*TO BE DONE*:
From the data that follows, copy every line holding the string "index".

*DATA SHOWN*:
####

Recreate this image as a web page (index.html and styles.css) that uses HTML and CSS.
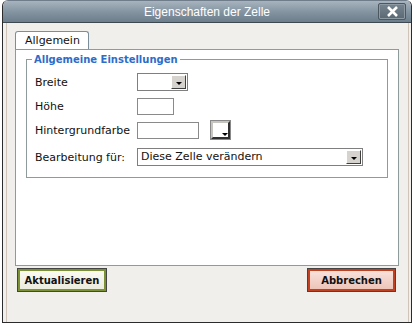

####

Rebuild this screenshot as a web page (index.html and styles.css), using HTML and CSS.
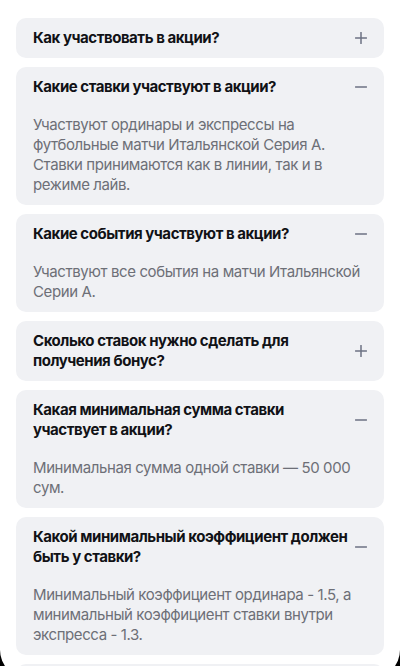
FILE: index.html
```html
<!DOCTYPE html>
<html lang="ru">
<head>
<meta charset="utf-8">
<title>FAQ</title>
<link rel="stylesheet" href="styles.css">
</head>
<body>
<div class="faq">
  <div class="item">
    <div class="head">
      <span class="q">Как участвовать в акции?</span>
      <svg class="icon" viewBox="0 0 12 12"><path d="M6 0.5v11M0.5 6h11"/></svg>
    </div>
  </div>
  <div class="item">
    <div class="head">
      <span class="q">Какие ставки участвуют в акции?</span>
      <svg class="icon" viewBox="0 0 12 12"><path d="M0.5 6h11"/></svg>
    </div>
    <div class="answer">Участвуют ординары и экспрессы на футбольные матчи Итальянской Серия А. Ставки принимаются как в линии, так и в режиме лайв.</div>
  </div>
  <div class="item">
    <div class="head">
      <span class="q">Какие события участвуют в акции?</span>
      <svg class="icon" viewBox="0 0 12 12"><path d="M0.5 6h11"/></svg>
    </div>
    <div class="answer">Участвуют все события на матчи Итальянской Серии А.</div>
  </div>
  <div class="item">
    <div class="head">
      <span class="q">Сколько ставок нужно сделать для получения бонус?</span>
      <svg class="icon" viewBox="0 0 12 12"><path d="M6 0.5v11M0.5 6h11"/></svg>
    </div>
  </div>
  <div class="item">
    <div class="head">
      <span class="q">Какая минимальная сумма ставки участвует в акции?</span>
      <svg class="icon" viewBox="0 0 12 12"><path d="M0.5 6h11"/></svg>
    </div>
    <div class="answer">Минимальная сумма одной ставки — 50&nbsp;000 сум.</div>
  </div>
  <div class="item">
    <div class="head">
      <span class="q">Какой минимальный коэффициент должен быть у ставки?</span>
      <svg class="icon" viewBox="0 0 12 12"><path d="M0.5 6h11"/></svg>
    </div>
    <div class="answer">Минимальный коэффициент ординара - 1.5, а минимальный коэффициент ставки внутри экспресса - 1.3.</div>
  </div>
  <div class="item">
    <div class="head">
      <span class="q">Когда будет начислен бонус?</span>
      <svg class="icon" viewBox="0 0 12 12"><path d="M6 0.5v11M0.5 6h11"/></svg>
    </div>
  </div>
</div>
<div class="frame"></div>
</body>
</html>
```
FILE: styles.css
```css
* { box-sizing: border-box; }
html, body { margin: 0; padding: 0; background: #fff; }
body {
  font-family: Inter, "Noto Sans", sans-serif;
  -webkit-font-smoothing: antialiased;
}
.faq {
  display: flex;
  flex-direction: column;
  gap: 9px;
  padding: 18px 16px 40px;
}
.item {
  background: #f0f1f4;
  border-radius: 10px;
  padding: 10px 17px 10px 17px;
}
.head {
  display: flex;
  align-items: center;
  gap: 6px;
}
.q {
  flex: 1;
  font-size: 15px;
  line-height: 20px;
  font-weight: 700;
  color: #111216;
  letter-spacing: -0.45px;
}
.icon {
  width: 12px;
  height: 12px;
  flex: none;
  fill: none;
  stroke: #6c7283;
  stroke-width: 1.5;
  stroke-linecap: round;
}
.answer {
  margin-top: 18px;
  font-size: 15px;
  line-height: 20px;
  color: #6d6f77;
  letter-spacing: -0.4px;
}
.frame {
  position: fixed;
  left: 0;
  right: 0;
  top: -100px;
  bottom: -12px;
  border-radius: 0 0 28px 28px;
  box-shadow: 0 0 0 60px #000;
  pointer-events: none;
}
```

####

*ANSWER TO THE EXERCISE*:
Recreate this image as a web page (index.html and styles.css) that uses HTML and CSS.
Rebuild this screenshot as a web page (index.html and styles.css), using HTML and CSS.
FILE: index.html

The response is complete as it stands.